In both fields, there’s an art to asking the right questions. As a nurse, I ask patients about their symptoms, their medications, their financial and emotional well-being, their homes and support systems—each answer adding another layer to their story, much like a journalist drawing out a narrative. It’s not just about gathering information; it’s about understanding how each piece of their life impacts their health, their journey. And when I’m photographing, that same curiosity shapes how I approach people. I’m attuned to the layers beneath their expressions, their gestures, the environment they inhabit.
Perhaps the deepest similarity is the sense of compassion each role demands. Nursing has taught me to look beyond the immediate—to see my patients not as cases, but as individuals with stories, histories, and vulnerabilities. That awareness has changed how I approach photography, too, infusing my images with a tenderness and empathy that only comes from bearing witness to both the fragility and resilience of others. In both nursing and photography, I’m reminded that what I capture or care for is not just a single moment or person, but a piece of a much larger, intricate story.
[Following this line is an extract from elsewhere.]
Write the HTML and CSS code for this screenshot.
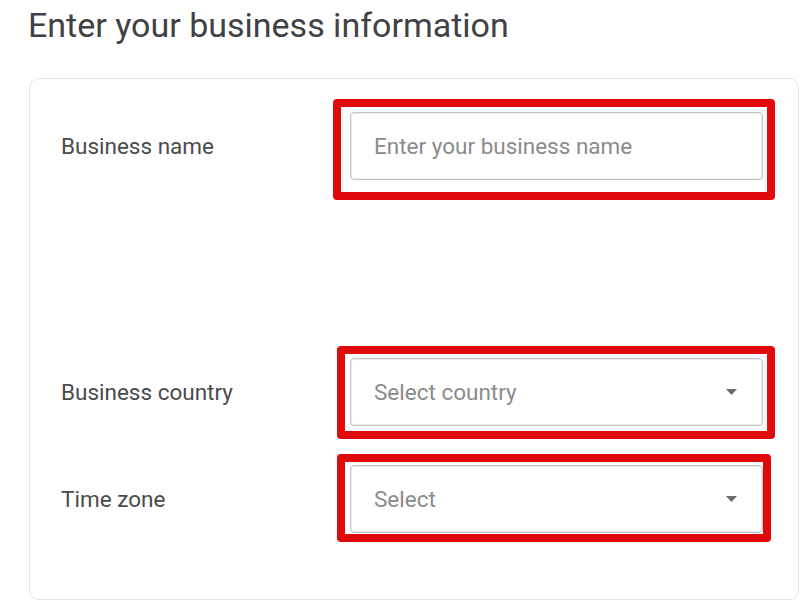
FILE: index.html
```html
<!DOCTYPE html>
<html lang="en">
<head>
<meta charset="utf-8">
<title>Enter your business information</title>
<link rel="stylesheet" href="styles.css">
</head>
<body>
<main class="page">
  <h1 class="title">Enter your business information</h1>
  <section class="card">
    <div class="row row-name">
      <div class="label">Business name</div>
      <div class="field">
        <span class="placeholder">Enter your business name</span>
        <span class="frame frame-name"></span>
      </div>
    </div>
    <div class="row row-country">
      <div class="label">Business country</div>
      <div class="field select">
        <span class="placeholder">Select country</span>
        <svg class="caret" width="11" height="6" viewBox="0 0 11 6"><path d="M0 0h11L5.5 6z" fill="#6b6b6b"/></svg>
        <span class="frame frame-country"></span>
      </div>
    </div>
    <div class="row row-zone">
      <div class="label">Time zone</div>
      <div class="field select">
        <span class="placeholder">Select</span>
        <svg class="caret" width="11" height="6" viewBox="0 0 11 6"><path d="M0 0h11L5.5 6z" fill="#6b6b6b"/></svg>
        <span class="frame frame-zone"></span>
      </div>
    </div>
  </section>
</main>
</body>
</html>
```

FILE: styles.css
```css
html, body {
  margin: 0;
  padding: 0;
  background: #ffffff;
}

.page {
  width: 810px;
  height: 612px;
  overflow: hidden;
  padding-left: 28px;
  box-sizing: border-box;
  font-family: Roboto, "Liberation Sans", sans-serif;
}

.title {
  margin: 5px 0 0 0;
  font-size: 34px;
  line-height: 40px;
  font-weight: 400;
  color: #3f4144;
  letter-spacing: 0;
}

.card {
  margin-top: 33px;
  margin-left: 1px;
  width: 770px;
  box-sizing: border-box;
  border: 1px solid #e4e4e4;
  border-radius: 10px;
  padding: 33px 34px 66px 31px;
  display: flex;
  flex-direction: column;
}

.row {
  display: flex;
  align-items: center;
  height: 68px;
}

.row-country {
  margin-top: 178px;
}

.row-zone {
  margin-top: 39px;
}

.label {
  width: 289px;
  flex: none;
  font-size: 22.5px;
  color: #4b4b4b;
}

.field {
  position: relative;
  width: 413px;
  height: 68px;
  box-sizing: border-box;
  border: 1px solid #c4c4c4;
  border-radius: 4px;
  display: flex;
  align-items: center;
  padding: 0 25px 0 23px;
  box-shadow: inset 0 0 0 1px #ececec;
}

.placeholder {
  flex: 1;
  font-size: 22.5px;
  color: #8b8b8b;
}

.caret {
  flex: none;
  display: block;
}

.frame {
  position: absolute;
  border: 8px solid #e10a0a;
  border-radius: 4px;
  pointer-events: none;
}

.frame-name {
  top: -14px;
  left: -18px;
  right: -13px;
  bottom: -21px;
}

.frame-country {
  top: -13px;
  left: -14px;
  right: -13px;
  bottom: -14px;
}

.frame-zone {
  top: -12px;
  left: -14px;
  right: -9px;
  bottom: -10px;
}
```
Do you have any projects on the horizon or ideas ruminating? Some days, the weight of picking up the camera feels heavier than I remember, like the lens has grown distant, more elusive. The everyday currents of work, the quiet exhaustion of life—it all leaves me feeling like creating is both a refuge and a labor. But I often find myself drifting into a daydream, imagining a project I haven’t yet begun: an archive of my father’s old Hi-8 footage and old photos from his visits to Vietnam in the ’90s, woven with scenes of our family’s early days here in the States. I want to tell our story, to trace our family’s path, the way memory lingers in old tapes, how it shapes us in ways we’re still learning to name.
Recently, I’ve felt a pull from others in my generation, other creatives using art to reach into their own histories, to confront the weight of intergenerational trauma and shape it into something tangible, something that heals. There’s a kind of solace in that, a shared language. I hope to make space for this work, to find my own way of piecing together fragments of that story, connecting with others who carry a similar thread of resilience and memory. Maybe, in time, these fragments will take form—a new project, a way to honor what’s been both lost and found.